Later he took me home. We made small talk in his car as if what had happened had been consensual in any way. It wasn’t. There was no part where I said yes, no part where I said anything to him that could have made him believe I was interested.

 

I told people, though when I did it was with shame, as if the shame was on me and not him. I told people because somewhere in the deepest part of me I knew that what he did was wrong.

 

He confronted me in a crowded bar. He told me I wanted it. He told me that I went along. He left out the part where I asked him to please not force me. He left the part out where he did things that made me fear for my life.

 

People told me I was confused. People told me I was drunk. People told me I was desperate.

 

People told me he never would have done that. Even after he did.

 

I was 17. He was in his 30’s.

 

For years I convinced myself that everyone was right, that I must have done something to make him believe it was ok. I must have been desperate. I wasn’t forceful enough when I said no.

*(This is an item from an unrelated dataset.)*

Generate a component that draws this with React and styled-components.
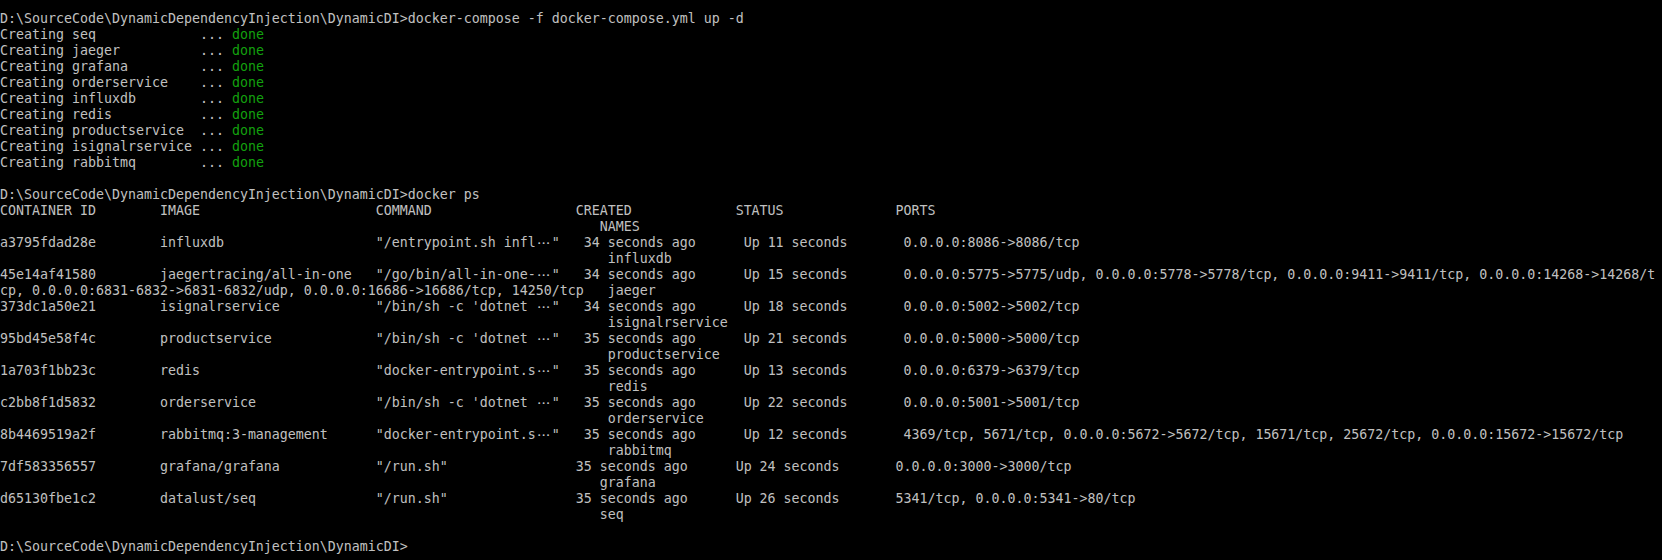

I told myself I wasn’t forceful enough when I said no, more than once, with tears in my eyes.

 

It is over 30 years later and not much has changed, except that I know that desperation had nothing to do with it. I know that my no was clear. It is something that should not have taken 30 years. It is something that shouldn’t have taken 30 seconds.

 

I was shamed into silence when the shame did not belong to me. I know that there are other women who understand that even if they are not out from under it.

 

Forget a society that still blames victims and celebrates those committing sexual assault. What we women do to ourselves in the aftermath is worse, yes, aided by a society that, even to this day, seems unable to understand sexual assault.

 

 

I look back often at that 17-year-old girl who was confronted in that bar and wish I could yell in her ear. I wish I could tell her not to back down, that he did everything she said he did. Instead all I can do is tell that woman who is turning 50 that it was not her fault, that she did nothing wrong.

 

Sexual assault is not your fault, unless you are the garbage assaulting someone. We all need to be on that page and stop the silence.

 

Please don’t tell me you’re sorry after you read this. Just please do better. We all need to do better.